Lantaran sebagian besar kita mungkin memiliki berbagai keterbatasan. Tak semua kita bisa dan berkesempatan menjadi guru. Namun kita bisa dan berkesempatan menyediakan sarana belajar bagi anak-anak.
Sisi penting lain, kita bisa saling menularkan semangat dan kesadaran bersama, untuk menggerakkan solidaritas sosial, demi membantu anak-anak tetap bisa belajar (terutama di kalangan tak mampu).

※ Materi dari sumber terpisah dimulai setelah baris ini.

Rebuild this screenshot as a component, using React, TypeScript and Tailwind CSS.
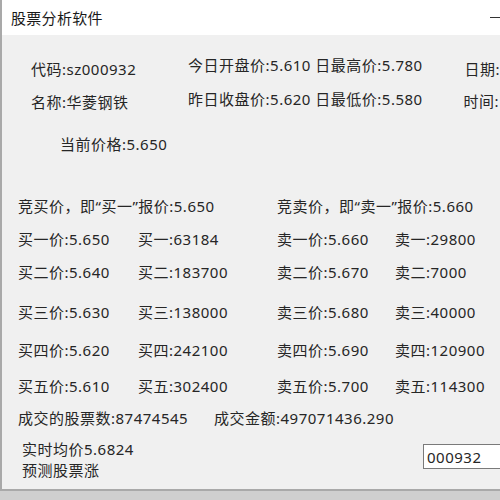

Tentang bagaimana metode, teori, atau formula belajar untuk anak-anak, tak perlu kita perdebatkan. Karena kebutuhan paling mendesak adalah ketersediaan sarana dan prasarana.
Percayalah, anak-anak memiliki daya bahagia dan daya akal yang menakjubkan, dan sulit kita duga. Kita hanya wajib memberi kesempatan, memberi dukungan, dan bila mampu, menyediakan alat bantu.
Perkumpulan Sehati (Sentuhan Hati Ibu) berpijak pada argumen ini.
Pertama, setiap kita bisa dan memiliki banyak cara untuk ikut membantu mengatasi masalah anak-anak saat ini. Yang penting lahir sikap empati dan peduli.
Kedua, mewujudkan aksi nyata, sebisa daya upaya, mengulurkan bantuan yang diperlukan anak-anak. Mungkin dalam kapasitas terbatas, namun jika dilakukan ikhlas, akan sangat dirasakan manfaatnya oleh anak-anak.
Ketiga, menyempatkan diri turun langsung, menemui anak-anak yang terhimpit masalah dan tak bisa sekolah. Agar jenis bantuan kita tepat dan langsung bermanfaat.
Keempat, bersedia bekerjasama dengan para pihak, karena masalah anak-anak ini adalah problem bersama, butuh solidaritas dan partisipasi luas.
Dan kelima, bersedia berbagi informasi, membuka akses terbuka, agar bisa saling belajar, bisa membangun kemitraan, dan mengikis saling curiga.
Insya Allah dengan langkah-langkah seperti itu, Perkumpulan Sehati turut memberi kontribusi dan solusi.
Agar anak-anak kita tetap bisa mengecap nikmat dan hikmah belajar dan menyerap ilmu yang berguna.
Seperti puisi dari Dorothy Law Nolte: Jika anak-anak dibesarkan dengan dukungan, maka mereka akan belajar percaya diri. Insya Allah.